TO DO: Print word for word the first line of the listing below and every line after it, through the line with "const STATUS = '#666666';". Leave out the pictures and the rest.

COLLECTED MATERIAL:

>>>>

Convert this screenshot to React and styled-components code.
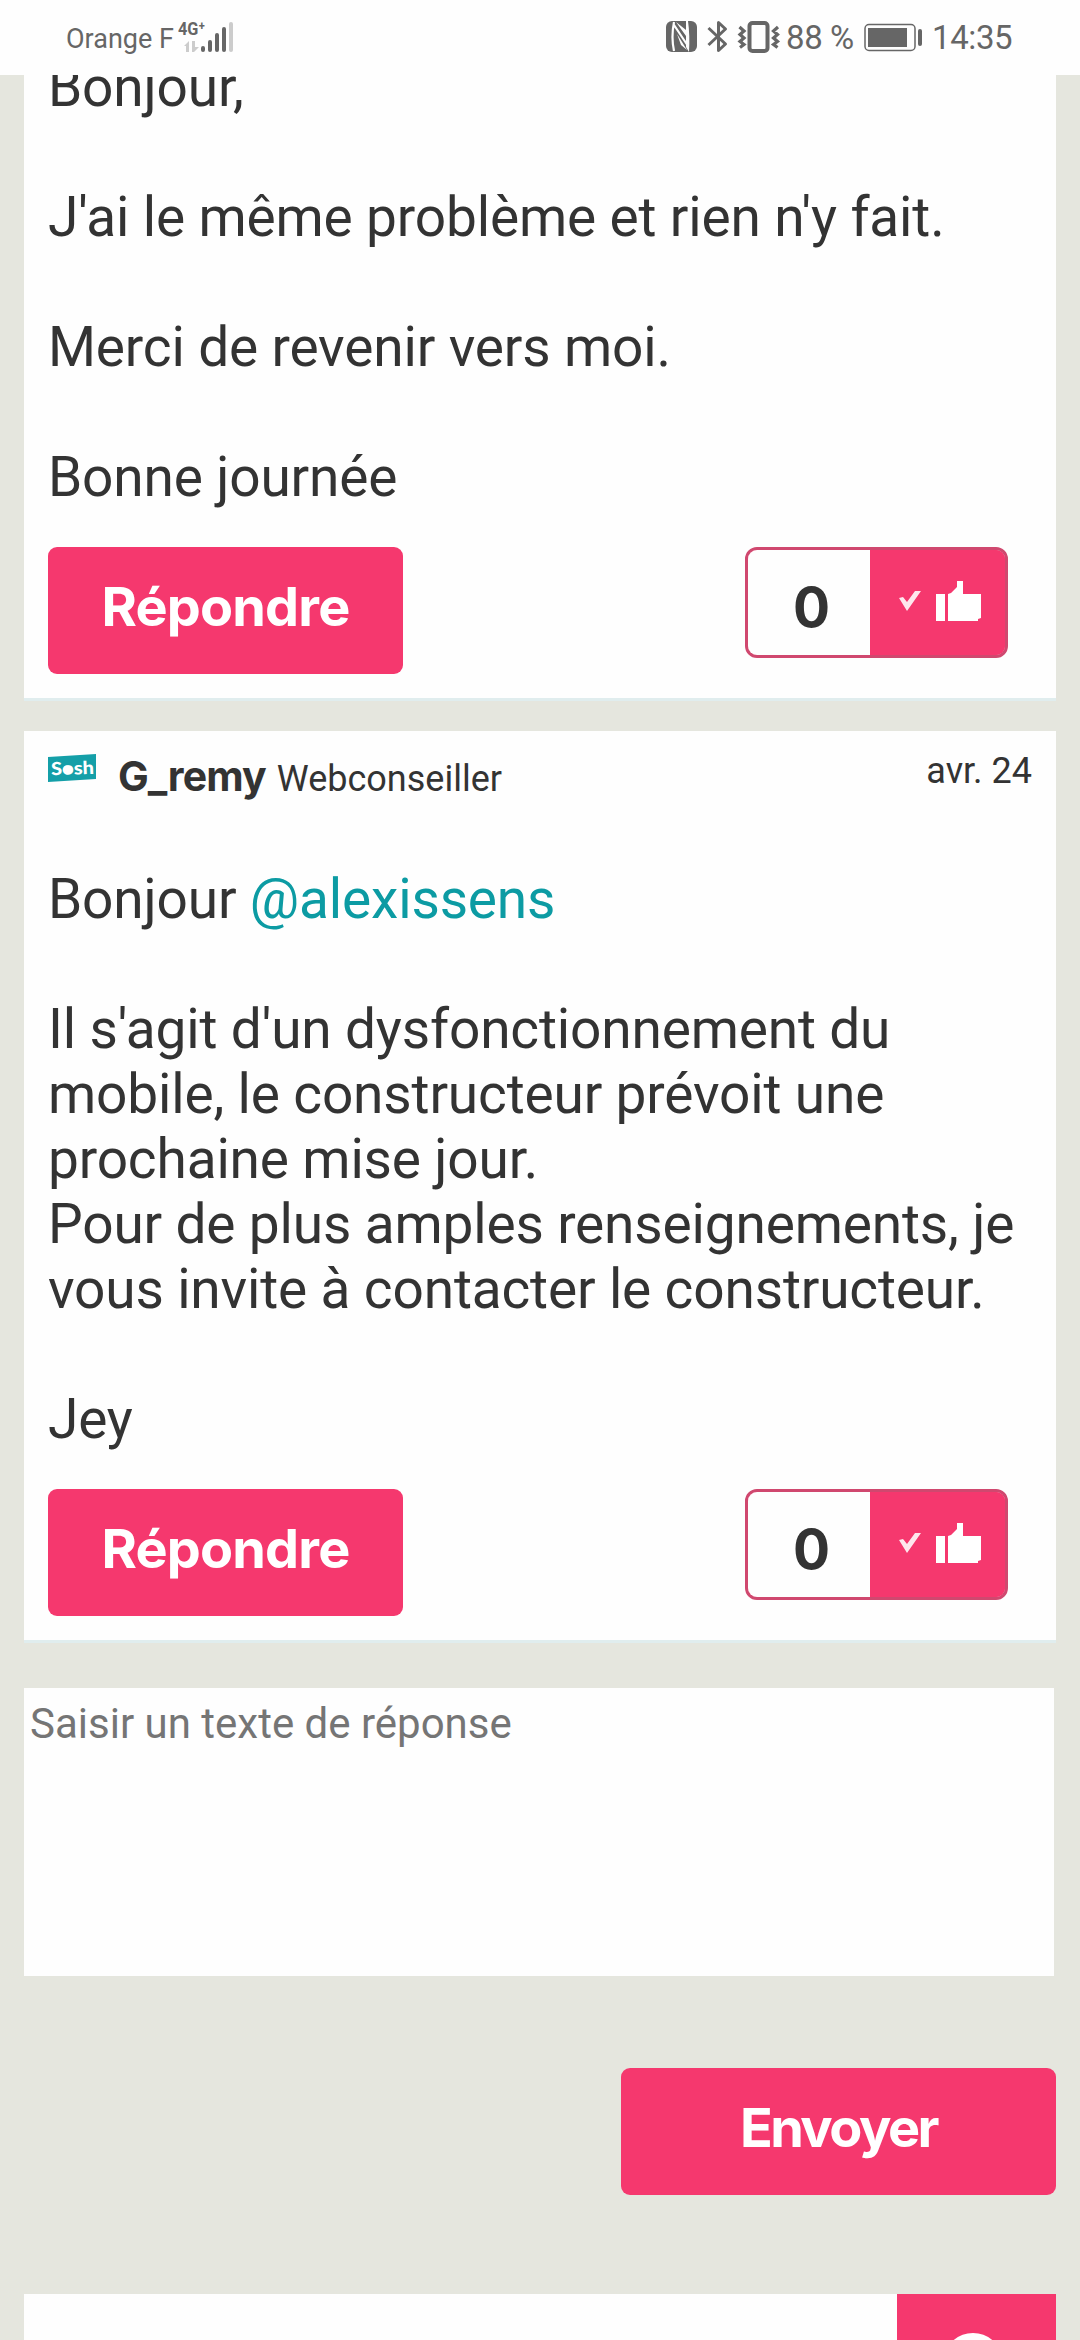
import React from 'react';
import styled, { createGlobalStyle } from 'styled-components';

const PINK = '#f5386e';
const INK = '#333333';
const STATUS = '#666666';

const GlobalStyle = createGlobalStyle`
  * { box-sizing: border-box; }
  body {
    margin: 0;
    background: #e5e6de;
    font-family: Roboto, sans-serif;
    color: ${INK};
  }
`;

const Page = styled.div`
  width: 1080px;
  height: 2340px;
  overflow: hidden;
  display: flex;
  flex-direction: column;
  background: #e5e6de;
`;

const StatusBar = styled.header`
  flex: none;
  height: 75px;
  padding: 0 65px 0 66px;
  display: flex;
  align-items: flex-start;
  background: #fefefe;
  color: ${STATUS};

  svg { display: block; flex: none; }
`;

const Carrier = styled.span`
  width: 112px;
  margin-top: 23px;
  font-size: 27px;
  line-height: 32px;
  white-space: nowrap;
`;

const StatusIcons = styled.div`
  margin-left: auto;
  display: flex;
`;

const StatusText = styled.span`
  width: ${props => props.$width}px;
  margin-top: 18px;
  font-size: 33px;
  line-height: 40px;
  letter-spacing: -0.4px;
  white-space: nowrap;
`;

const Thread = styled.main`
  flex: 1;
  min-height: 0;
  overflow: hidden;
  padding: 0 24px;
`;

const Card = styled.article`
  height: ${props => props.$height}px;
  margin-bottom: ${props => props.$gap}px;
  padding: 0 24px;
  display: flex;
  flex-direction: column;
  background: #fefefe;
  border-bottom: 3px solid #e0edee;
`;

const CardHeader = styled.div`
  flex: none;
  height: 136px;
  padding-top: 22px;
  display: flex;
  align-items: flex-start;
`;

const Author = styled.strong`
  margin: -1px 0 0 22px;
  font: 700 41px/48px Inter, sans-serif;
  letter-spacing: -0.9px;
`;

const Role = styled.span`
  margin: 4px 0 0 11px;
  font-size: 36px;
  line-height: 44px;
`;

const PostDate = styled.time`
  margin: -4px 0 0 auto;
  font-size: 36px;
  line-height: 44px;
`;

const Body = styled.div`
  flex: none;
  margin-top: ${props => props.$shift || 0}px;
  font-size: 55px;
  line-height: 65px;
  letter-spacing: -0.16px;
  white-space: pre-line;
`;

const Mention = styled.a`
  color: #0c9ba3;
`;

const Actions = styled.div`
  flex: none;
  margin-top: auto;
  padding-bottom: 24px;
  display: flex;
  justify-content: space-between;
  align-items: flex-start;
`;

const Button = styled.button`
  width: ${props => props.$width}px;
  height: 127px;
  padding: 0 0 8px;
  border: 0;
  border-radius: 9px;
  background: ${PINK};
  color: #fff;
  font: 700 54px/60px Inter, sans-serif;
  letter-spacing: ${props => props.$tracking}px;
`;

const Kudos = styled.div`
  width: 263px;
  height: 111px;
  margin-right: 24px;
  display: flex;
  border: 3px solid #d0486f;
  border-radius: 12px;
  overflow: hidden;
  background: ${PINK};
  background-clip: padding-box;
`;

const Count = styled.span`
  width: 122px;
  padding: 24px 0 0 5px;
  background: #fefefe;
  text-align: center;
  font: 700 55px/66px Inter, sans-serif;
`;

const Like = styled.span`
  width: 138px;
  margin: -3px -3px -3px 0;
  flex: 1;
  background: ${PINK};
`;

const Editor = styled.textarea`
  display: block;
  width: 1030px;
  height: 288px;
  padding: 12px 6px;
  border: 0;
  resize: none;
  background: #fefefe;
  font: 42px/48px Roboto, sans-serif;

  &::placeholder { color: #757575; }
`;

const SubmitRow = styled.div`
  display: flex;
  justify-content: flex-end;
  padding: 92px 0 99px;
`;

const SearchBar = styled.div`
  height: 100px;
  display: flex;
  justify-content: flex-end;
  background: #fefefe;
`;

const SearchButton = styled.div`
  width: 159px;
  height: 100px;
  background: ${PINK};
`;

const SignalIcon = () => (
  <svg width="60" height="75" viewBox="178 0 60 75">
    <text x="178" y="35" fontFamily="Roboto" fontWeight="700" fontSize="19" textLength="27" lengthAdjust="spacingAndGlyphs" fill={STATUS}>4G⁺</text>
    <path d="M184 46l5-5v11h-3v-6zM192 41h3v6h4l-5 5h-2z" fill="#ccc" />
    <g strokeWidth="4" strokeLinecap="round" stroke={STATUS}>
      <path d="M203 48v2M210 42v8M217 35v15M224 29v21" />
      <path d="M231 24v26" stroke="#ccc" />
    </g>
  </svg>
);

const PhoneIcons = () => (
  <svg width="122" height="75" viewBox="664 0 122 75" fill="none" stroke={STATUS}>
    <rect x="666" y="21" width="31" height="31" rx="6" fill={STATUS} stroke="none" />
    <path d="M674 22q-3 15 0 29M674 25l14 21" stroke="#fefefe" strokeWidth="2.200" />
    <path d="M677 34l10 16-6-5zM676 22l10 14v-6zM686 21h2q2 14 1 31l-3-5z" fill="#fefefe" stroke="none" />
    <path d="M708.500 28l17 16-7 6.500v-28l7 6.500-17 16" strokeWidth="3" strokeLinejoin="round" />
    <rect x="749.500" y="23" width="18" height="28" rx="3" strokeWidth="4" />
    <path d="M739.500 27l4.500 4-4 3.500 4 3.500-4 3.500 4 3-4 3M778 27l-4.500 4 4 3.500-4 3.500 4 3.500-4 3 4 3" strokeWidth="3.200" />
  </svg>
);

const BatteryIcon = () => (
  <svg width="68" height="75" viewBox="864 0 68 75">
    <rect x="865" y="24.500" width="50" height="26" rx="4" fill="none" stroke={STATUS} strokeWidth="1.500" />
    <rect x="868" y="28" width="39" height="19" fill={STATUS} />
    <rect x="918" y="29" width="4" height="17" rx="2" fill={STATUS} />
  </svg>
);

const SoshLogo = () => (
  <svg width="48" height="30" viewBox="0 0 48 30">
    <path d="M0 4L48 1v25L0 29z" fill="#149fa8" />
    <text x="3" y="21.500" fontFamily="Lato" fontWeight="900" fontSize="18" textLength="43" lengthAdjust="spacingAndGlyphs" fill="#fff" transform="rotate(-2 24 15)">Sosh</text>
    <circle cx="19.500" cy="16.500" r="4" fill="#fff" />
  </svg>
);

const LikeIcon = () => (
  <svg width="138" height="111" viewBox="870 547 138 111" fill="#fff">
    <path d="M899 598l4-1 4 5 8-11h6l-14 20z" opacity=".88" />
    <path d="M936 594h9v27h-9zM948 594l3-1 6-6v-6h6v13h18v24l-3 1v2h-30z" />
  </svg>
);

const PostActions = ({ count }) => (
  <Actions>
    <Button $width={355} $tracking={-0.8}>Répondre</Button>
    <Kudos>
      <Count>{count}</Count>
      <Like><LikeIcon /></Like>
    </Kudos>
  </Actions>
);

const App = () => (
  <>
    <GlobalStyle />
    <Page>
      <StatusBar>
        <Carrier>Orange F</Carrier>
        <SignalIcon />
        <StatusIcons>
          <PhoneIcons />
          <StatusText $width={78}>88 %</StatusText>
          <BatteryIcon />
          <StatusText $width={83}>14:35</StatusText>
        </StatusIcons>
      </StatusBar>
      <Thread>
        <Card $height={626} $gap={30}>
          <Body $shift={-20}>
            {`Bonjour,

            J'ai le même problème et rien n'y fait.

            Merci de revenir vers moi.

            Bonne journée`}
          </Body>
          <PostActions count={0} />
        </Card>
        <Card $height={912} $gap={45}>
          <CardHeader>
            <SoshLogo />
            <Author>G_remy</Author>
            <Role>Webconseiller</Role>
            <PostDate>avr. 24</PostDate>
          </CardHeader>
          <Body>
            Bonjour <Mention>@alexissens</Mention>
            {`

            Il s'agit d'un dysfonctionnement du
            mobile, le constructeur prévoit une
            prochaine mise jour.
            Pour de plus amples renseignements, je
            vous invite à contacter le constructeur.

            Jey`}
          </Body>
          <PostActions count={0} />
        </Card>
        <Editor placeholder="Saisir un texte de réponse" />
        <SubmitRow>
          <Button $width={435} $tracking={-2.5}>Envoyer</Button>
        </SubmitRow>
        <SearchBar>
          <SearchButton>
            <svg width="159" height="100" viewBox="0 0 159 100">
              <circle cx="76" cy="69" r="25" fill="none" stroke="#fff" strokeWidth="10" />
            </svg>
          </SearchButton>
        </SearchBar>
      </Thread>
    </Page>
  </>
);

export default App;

<<<<

TASK ANSWER:
Convert this screenshot to React and styled-components code.
import React from 'react';
import styled, { createGlobalStyle } from 'styled-components';

const PINK = '#f5386e';
const INK = '#333333';
const STATUS = '#666666';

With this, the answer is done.